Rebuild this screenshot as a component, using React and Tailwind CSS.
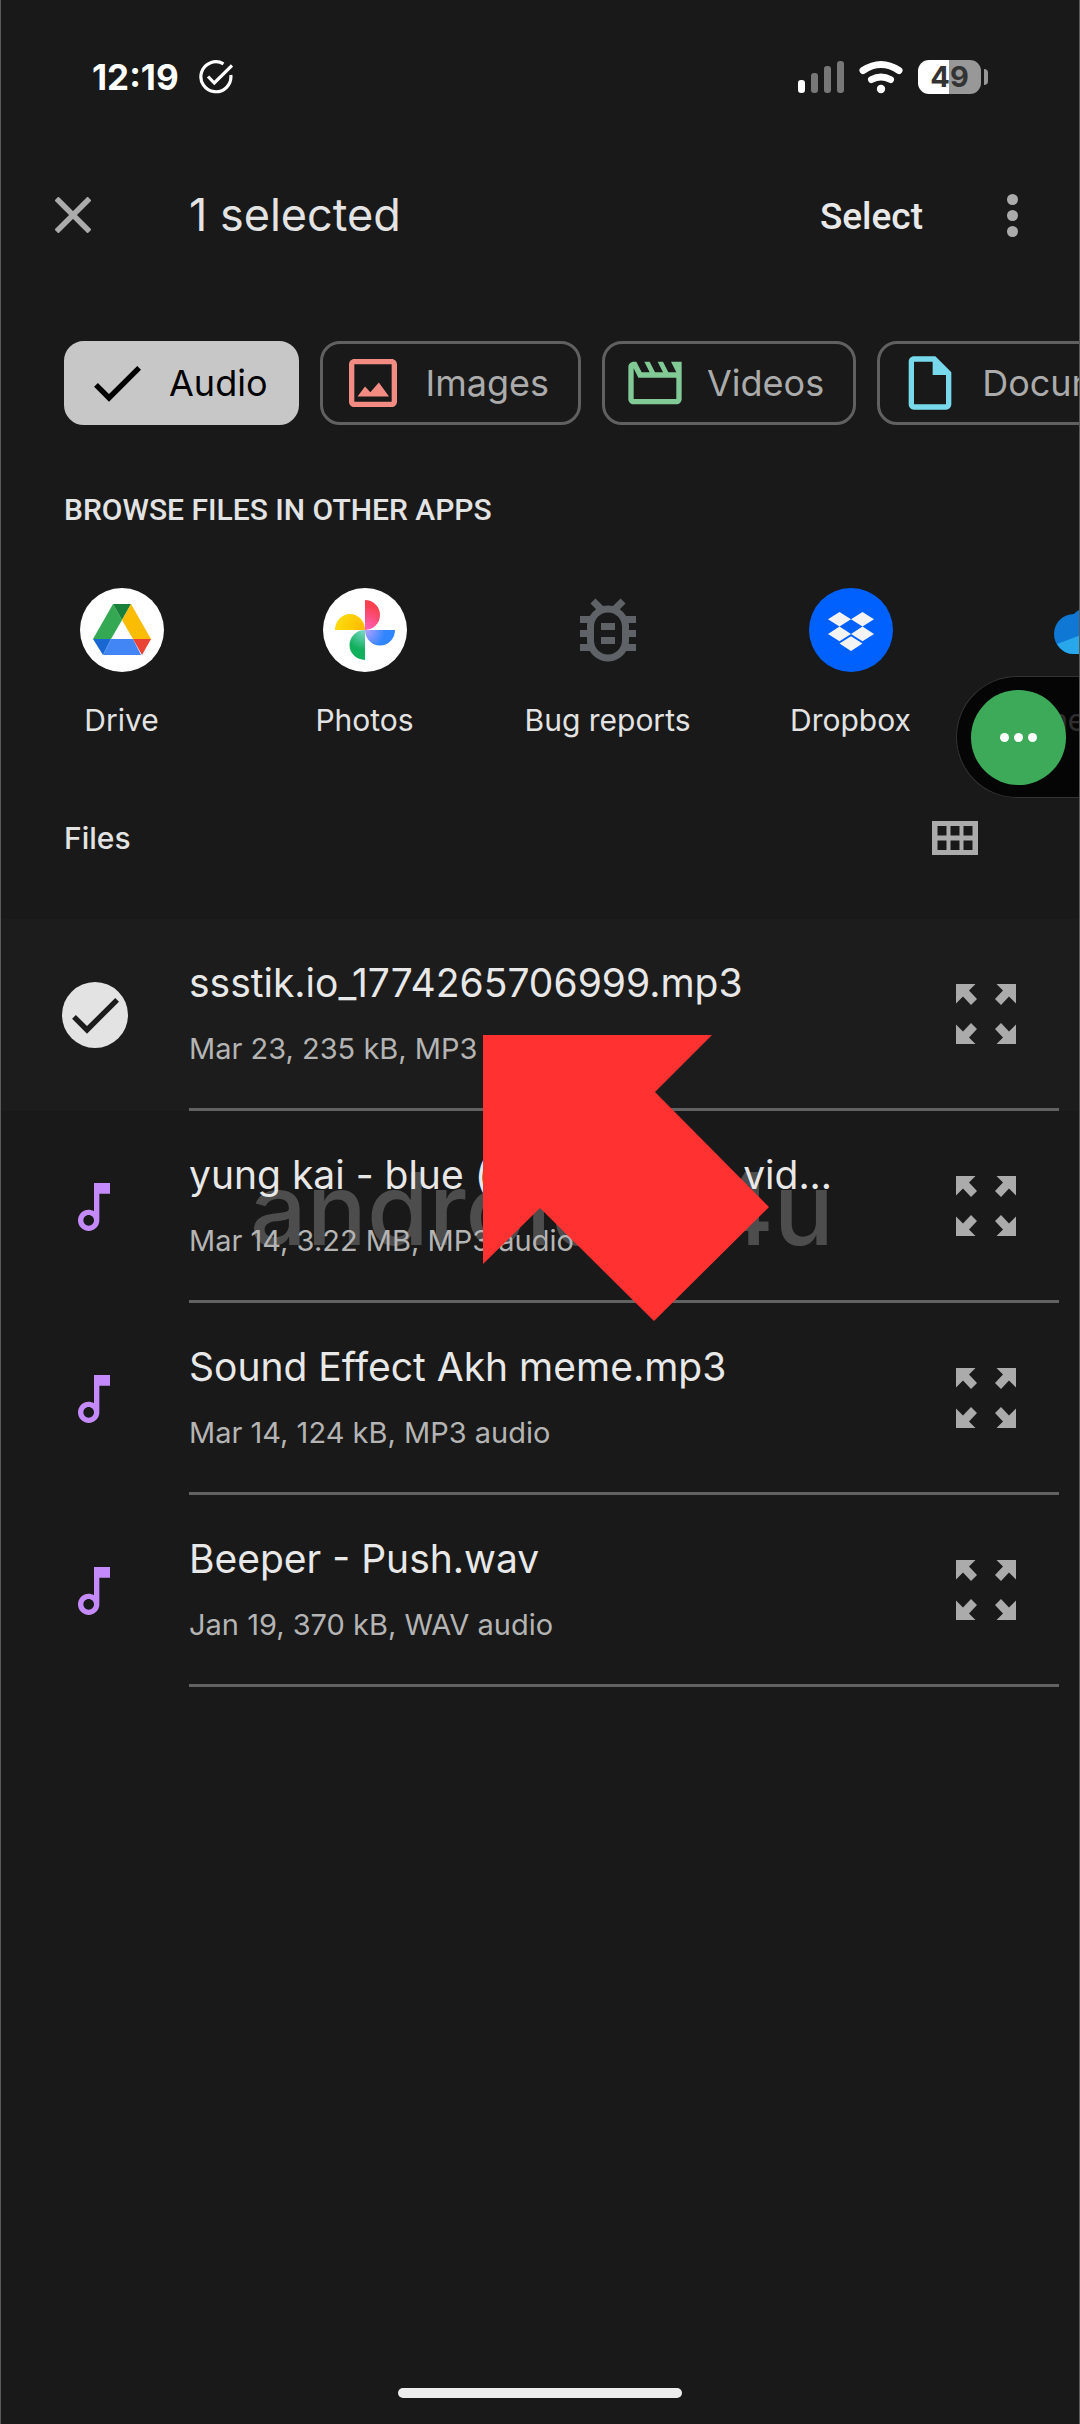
function Icon({ d, className = "size-16", color = "currentColor" }) {
  return (
    <svg viewBox="0 0 24 24" className={"shrink-0 " + className} fill={color} aria-hidden="true">
      <path d={d} />
    </svg>
  );
}

const CHECK = "M9 16.17 4.83 12l-1.42 1.41L9 19 21 7l-1.41-1.41z";
const IMAGE =
  "M19 5v14H5V5h14m0-2H5c-1.1 0-2 .9-2 2v14c0 1.1.9 2 2 2h14c1.1 0 2-.9 2-2V5c0-1.1-.9-2-2-2zM6.2 17.1 9 13.3l2 2.2 3.2-3.7 3.8 5.3z";
const MOVIE =
  "M4 6.47L5.76 10H20v8H4V6.47M22 4h-4l2 4h-3l-2-4h-2l2 4h-3l-2-4H8l2 4H7L5 4H4c-1.1 0-1.99.9-1.99 2L2 18c0 1.1.9 2 2 2h16c1.1 0 2-.9 2-2V4z";
const DOC =
  "M14 2H6c-1.1 0-1.99.9-1.99 2L4 20c0 1.1.89 2 1.99 2H18c1.1 0 2-.9 2-2V8l-6-6zM6 20V4h7v5h5v11H6z";
const BUG =
  "M20 8h-2.81a5.985 5.985 0 0 0-1.82-1.96L17 4.41 15.59 3l-2.17 2.17a6.002 6.002 0 0 0-2.83 0L8.41 3 7 4.41l1.62 1.63C7.88 6.55 7.26 7.22 6.81 8H4v2h2.09c-.05.33-.09.66-.09 1v1H4v2h2v1c0 .34.04.67.09 1H4v2h2.81c1.04 1.79 2.97 3 5.19 3s4.15-1.21 5.19-3H20v-2h-2.09c.05-.33.09-.66.09-1v-1h2v-2h-2v-1c0-.34-.04-.67-.09-1H20V8zm-4 4v3c0 2.21-1.79 4-4 4s-4-1.79-4-4v-4c0-2.21 1.79-4 4-4s4 1.79 4 4v1zm-6 2h4v2h-4zm0-4h4v2h-4z";
const NOTE =
  "M12 3l.01 10.55c-.59-.34-1.27-.55-2-.55C7.79 13 6 14.79 6 17s1.79 4 4.01 4S14 19.21 14 17V7h4V3h-6zm-1.99 16c-1.1 0-2-.9-2-2s.9-2 2-2 2 .9 2 2-.9 2-2 2z";

function StatusBar() {
  return (
    <div className="flex h-[60px] items-center pr-[91px] pl-[91px] text-white">
      <span className="text-[35px] leading-[48px] font-bold">12:19</span>
      <svg viewBox="0 0 34 34" className="ml-5 size-[34px]" fill="none" stroke="#fff" strokeWidth="3.2" aria-hidden="true">
        <path d="M24.5 3.8A15 15 0 1 0 31.8 15" />
        <path d="M9 16.5l6.3 6.5L33 5.5" />
      </svg>
      <div className="ml-auto flex items-center gap-[15px]">
        <svg viewBox="0 0 46 34" className="h-[34px] w-[46px]" aria-hidden="true">
          <rect x="0" y="20" width="7" height="13" rx="3" fill="#fff" />
          <rect x="13" y="13" width="7" height="20" rx="3" fill="#777" />
          <rect x="26" y="6" width="7" height="27" rx="3" fill="#777" />
          <rect x="39" y="1" width="7" height="32" rx="3" fill="#777" />
        </svg>
        <svg viewBox="0 0 44 34" className="h-[34px] w-[44px]" fill="none" stroke="#fff" strokeWidth="7" strokeLinecap="round" aria-hidden="true">
          <path d="M4 10.5q18-12 36 0" />
          <path d="M12.5 19.5q9.500-5 19 0" />
          <circle cx="22" cy="29" r="4.200" fill="#fff" stroke="none" />
        </svg>
        <div className="flex items-center gap-[3px]">
          <div className="flex h-[34px] w-[63px] items-center justify-center rounded-[11px] bg-linear-to-r from-white from-50% to-[#989898] to-50% text-[29px] leading-[34px] font-bold text-[#333]">
            49
          </div>
          <div className="h-4 w-1 rounded-r-sm bg-[#989898]" />
        </div>
      </div>
    </div>
  );
}

function Toolbar() {
  return (
    <header className="mt-[60px] flex h-[96px] items-center pr-[55px] pl-[54px]">
      <button aria-label="Close">
        <svg viewBox="0 0 36 36" className="size-9" stroke="#ababab" strokeWidth="5.500" aria-hidden="true">
          <path d="M1.500 1.500l33 33M34.500 1.500l-33 33" />
        </svg>
      </button>
      <h1 className="ml-[98px] text-[45px] leading-[56px] text-[#e3e3e3]">1 selected</h1>
      <button className="mr-[78px] ml-auto pt-[3px] font-[Roboto,sans-serif] text-[37px] leading-[48px] font-medium text-[#e8e8e8]">
        Select
      </button>
      <button aria-label="More options" className="flex w-[23px] flex-col items-center gap-[5px]">
        <span className="size-[11px] rounded-full bg-[#ababab]" />
        <span className="size-[11px] rounded-full bg-[#ababab]" />
        <span className="size-[11px] rounded-full bg-[#ababab]" />
      </button>
    </header>
  );
}

const chips = [
  { label: "Audio", d: CHECK, color: "#000", on: true },
  { label: "Images", d: IMAGE, color: "#f28b82" },
  { label: "Videos", d: MOVIE, color: "#81c995" },
  { label: "Documents", d: DOC, color: "#78d9ec" },
];

function Chips() {
  return (
    <div className="mt-[78px] flex gap-[21px] overflow-hidden pl-[63px]">
      {chips.map((c) => (
        <button
          key={c.label}
          aria-pressed={!!c.on}
          className={
            "flex h-[84px] shrink-0 items-center gap-5 rounded-[20px] border-[3px] pr-[29px] pl-[18px] text-[36px] leading-[48px] " +
            (c.on ? "border-[#c7c7c7] bg-[#c7c7c7] text-black" : "border-[#606060] text-[#ababab]")
          }
        >
          <Icon d={c.d} color={c.color} />
          {c.label}
        </button>
      ))}
    </div>
  );
}

function DriveLogo() {
  return (
    <svg viewBox="0 0 84 84" className="size-[84px]" aria-hidden="true">
      <circle cx="42" cy="42" r="42" fill="#fff" />
      <path d="M33 16 13 51h18l11-19z" fill="#34a853" />
      <path d="M33 16h18l-9 16z" fill="#188038" />
      <path d="M51 16 71 51H53L42 32z" fill="#fbbc04" />
      <path d="M13 51h18l-8 16z" fill="#1967d2" />
      <path d="M31 51h22l8 16H23z" fill="#4285f4" />
      <path d="M53 51h18l-9 16z" fill="#ea4335" />
    </svg>
  );
}

function PhotosLogo() {
  return (
    <svg viewBox="0 0 84 84" className="size-[84px]" aria-hidden="true">
      <defs>
        <radialGradient id="pr" gradientUnits="userSpaceOnUse" cx="42" cy="42" r="24">
          <stop offset="0" stopColor="#ff63c8" />
          <stop offset="1" stopColor="#f94150" />
        </radialGradient>
        <radialGradient id="pb" gradientUnits="userSpaceOnUse" cx="42" cy="42" r="20">
          <stop offset="0" stopColor="#b9a2ff" />
          <stop offset="1" stopColor="#3186ff" />
        </radialGradient>
        <radialGradient id="pg" gradientUnits="userSpaceOnUse" cx="42" cy="42" r="20">
          <stop offset="0" stopColor="#7fdcd0" />
          <stop offset="1" stopColor="#12b05c" />
        </radialGradient>
        <radialGradient id="py" gradientUnits="userSpaceOnUse" cx="42" cy="42" r="26">
          <stop offset="0" stopColor="#ffb800" />
          <stop offset="1" stopColor="#fbd80c" />
        </radialGradient>
      </defs>
      <circle cx="42" cy="42" r="42" fill="#fff" />
      <path d="M42 42V12a15 15 0 0 1 0 30z" fill="url(#pr)" />
      <path d="M42 42h30a15 15.500 0 0 1-30 0z" fill="url(#pb)" />
      <path d="M42 42v30a15.500 15 0 0 1 0-30z" fill="url(#pg)" />
      <path d="M42 42H12a15 16 0 0 1 30 0z" fill="url(#py)" />
    </svg>
  );
}

function DropboxLogo() {
  return (
    <svg viewBox="0 0 84 84" className="size-[84px]" aria-hidden="true">
      <circle cx="42" cy="42" r="42" fill="#0061fe" />
      <path
        fill="#f4f4f4"
        d="M30.500 24 42 31.300 30.500 38.600 19 31.300zM53.500 24 65 31.300 53.500 38.600 42 31.300zM30.500 38.600 42 45.900 30.500 53.200 19 45.900zM53.500 38.600 65 45.900 53.500 53.200 42 45.900zM42 48.300 53.500 55.600 42 62.900 30.500 55.600z"
      />
    </svg>
  );
}

function OneDriveLogo() {
  return (
    <svg viewBox="0 0 84 84" className="size-[84px]" aria-hidden="true">
      <path d="M22 66a20 20 0 0 1 0-40 26 24 0 0 1 44 8 17 17 0 0 1-1 32z" fill="#0f78d4" />
      <path d="M5 56 40 43l34 18q-4 5-11 5H22q-11 0-17-10z" fill="#28a8ea" />
    </svg>
  );
}

const apps = [
  { name: "Drive", logo: <DriveLogo /> },
  { name: "Photos", logo: <PhotosLogo /> },
  { name: "Bug reports", logo: <Icon d={BUG} className="size-[84px]" color="#5f6368" /> },
  { name: "Dropbox", logo: <DropboxLogo /> },
  { name: "OneDrive", logo: <OneDriveLogo /> },
];

function Apps() {
  return (
    <section className="relative pt-[67px]">
      <h2 className="ml-[63px] font-[Roboto,sans-serif] text-[30px] leading-9 font-medium text-[#e3e3e3]">
        BROWSE FILES IN OTHER APPS
      </h2>
      <div className="mt-[60px] -ml-px flex overflow-hidden">
        {apps.map((a) => (
          <button key={a.name} className="flex w-[243px] shrink-0 flex-col items-center text-[30px] leading-10 text-[#e3e3e3]">
            {a.logo}
            <span className="mt-7">{a.name}</span>
          </button>
        ))}
      </div>
      <div className="absolute top-[251px] right-0 flex h-[122px] w-[123px] items-center rounded-l-full border border-r-0 border-[#333] bg-black/80 pl-[14px]">
        <button aria-label="Open panel" className="flex size-[95px] items-center justify-center gap-[5px] rounded-full bg-[#3caa58]">
          <span className="size-[9px] rounded-full bg-white" />
          <span className="size-[9px] rounded-full bg-white" />
          <span className="size-[9px] rounded-full bg-white" />
        </button>
      </div>
    </section>
  );
}

function ExpandIcon() {
  const d = "M0 0h19.500l-6.500 6.500 8 8.500-6 6-8-8.500L0 19.500z";
  return (
    <svg viewBox="0 0 60 60" className="size-[60px]" fill="#ababab" aria-hidden="true">
      <path d={d} />
      <path d={d} transform="matrix(-1 0 0 1 60 0)" />
      <path d={d} transform="matrix(1 0 0 -1 0 60)" />
      <path d={d} transform="matrix(-1 0 0 -1 60 60)" />
    </svg>
  );
}

const files = [
  { name: "ssstik.io_1774265706999.mp3", meta: "Mar 23, 235 kB, MP3 audio", on: true },
  { name: "yung kai - blue (official music vid...", meta: "Mar 14, 3.22 MB, MP3 audio" },
  { name: "Sound Effect Akh meme.mp3", meta: "Mar 14, 124 kB, MP3 audio" },
  { name: "Beeper - Push.wav", meta: "Jan 19, 370 kB, WAV audio" },
];

function FileRow({ file }) {
  return (
    <li className={"flex pr-5 " + (file.on ? "bg-[#1c1c1c]" : "")}>
      <div className="flex w-[188px] shrink-0 items-center pl-[61px]">
        {file.on ? (
          <span className="flex size-[66px] items-center justify-center rounded-full bg-[#e3e3e3]">
            <Icon d={CHECK} color="#1c1c1c" />
          </span>
        ) : (
          <Icon d={NOTE} color="#c58af9" />
        )}
      </div>
      <div className="flex min-w-0 flex-1 items-center border-b-[3px] border-[#626262] pt-10 pr-[43px] pb-[39px]">
        <div className="min-w-0 flex-1 whitespace-nowrap">
          <div className="text-[39px] leading-[48px] text-[#e8e8e8]">{file.name}</div>
          <div className="mt-[22px] text-[29px] leading-10 text-[#b4b4b4]">{file.meta}</div>
        </div>
        <button aria-label={"Preview " + file.name}>
          <ExpandIcon />
        </button>
      </div>
    </li>
  );
}

export default function App() {
  return (
    <main className="flex min-h-screen flex-col overflow-hidden border-x border-[#5a5a5a] bg-[#191919] pt-[47px] font-[Inter,sans-serif]">
      <StatusBar />
      <Toolbar />
      <Chips />
      <Apps />
      <div className="mt-[68px] flex h-[60px] items-center justify-between pr-[101px] pl-[63px]">
        <h2 className="text-[30px] leading-10 font-medium text-[#e3e3e3]">Files</h2>
        <button aria-label="Grid view">
          <svg viewBox="0 0 46 34" className="h-[34px] w-[46px]" aria-hidden="true">
            <path
              fill="#ababab"
              fillRule="evenodd"
              d="M0 0h46v34H0zM5.500 5v9.500h9V5zM18.500 5v9.500h9V5zM31.500 5v9.500h9V5zM5.500 19.500V29h9v-9.500zM18.500 19.500V29h9v-9.500zM31.500 19.500V29h9v-9.500z"
            />
          </svg>
        </button>
      </div>
      <section className="relative mt-[51px]">
        <div
          aria-hidden="true"
          className="absolute top-[230px] left-[249px] flex w-[584px] justify-between text-[100px] leading-[120px] font-medium text-[#4d4d4d]"
        >
          <span>android</span>
          <span>4u</span>
        </div>
        <ul className="relative">
          {files.map((f) => (
            <FileRow key={f.name} file={f} />
          ))}
        </ul>
        <svg viewBox="0 0 286 286" className="absolute top-[116px] left-[482px] size-[286px]" fill="#ff3131" aria-hidden="true">
          <path d="M0 0h229l-57 57 114 115-115 114L57 173 0 229z" />
        </svg>
      </section>
      <div className="mx-auto mt-auto mb-[26px] h-[10px] w-[284px] rounded-full bg-[#ededed]" />
    </main>
  );
}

Work instructions – Repeat exactly and only the lines from the start of the data above through the line that holds "3l.01 10.55c-.59-.34-1.27-.55-2-.55C7.79 13", inclusive. Pictures do not belong in the copy.

Exercise answer –
Rebuild this screenshot as a component, using React and Tailwind CSS.
function Icon({ d, className = "size-16", color = "currentColor" }) {
  return (
    <svg viewBox="0 0 24 24" className={"shrink-0 " + className} fill={color} aria-hidden="true">
      <path d={d} />
    </svg>
  );
}

const CHECK = "M9 16.17 4.83 12l-1.42 1.41L9 19 21 7l-1.41-1.41z";
const IMAGE =
  "M19 5v14H5V5h14m0-2H5c-1.1 0-2 .9-2 2v14c0 1.1.9 2 2 2h14c1.1 0 2-.9 2-2V5c0-1.1-.9-2-2-2zM6.2 17.1 9 13.3l2 2.2 3.2-3.7 3.8 5.3z";
const MOVIE =
  "M4 6.47L5.76 10H20v8H4V6.47M22 4h-4l2 4h-3l-2-4h-2l2 4h-3l-2-4H8l2 4H7L5 4H4c-1.1 0-1.99.9-1.99 2L2 18c0 1.1.9 2 2 2h16c1.1 0 2-.9 2-2V4z";
const DOC =
  "M14 2H6c-1.1 0-1.99.9-1.99 2L4 20c0 1.1.89 2 1.99 2H18c1.1 0 2-.9 2-2V8l-6-6zM6 20V4h7v5h5v11H6z";
const BUG =
  "M20 8h-2.81a5.985 5.985 0 0 0-1.82-1.96L17 4.41 15.59 3l-2.17 2.17a6.002 6.002 0 0 0-2.83 0L8.41 3 7 4.41l1.62 1.63C7.88 6.55 7.26 7.22 6.81 8H4v2h2.09c-.05.33-.09.66-.09 1v1H4v2h2v1c0 .34.04.67.09 1H4v2h2.81c1.04 1.79 2.97 3 5.19 3s4.15-1.21 5.19-3H20v-2h-2.09c.05-.33.09-.66.09-1v-1h2v-2h-2v-1c0-.34-.04-.67-.09-1H20V8zm-4 4v3c0 2.21-1.79 4-4 4s-4-1.79-4-4v-4c0-2.21 1.79-4 4-4s4 1.79 4 4v1zm-6 2h4v2h-4zm0-4h4v2h-4z";
const NOTE =
  "M12 3l.01 10.55c-.59-.34-1.27-.55-2-.55C7.79 13 6 14.79 6 17s1.79 4 4.01 4S14 19.21 14 17V7h4V3h-6zm-1.99 16c-1.1 0-2-.9-2-2s.9-2 2-2 2 .9 2 2-.9 2-2 2z";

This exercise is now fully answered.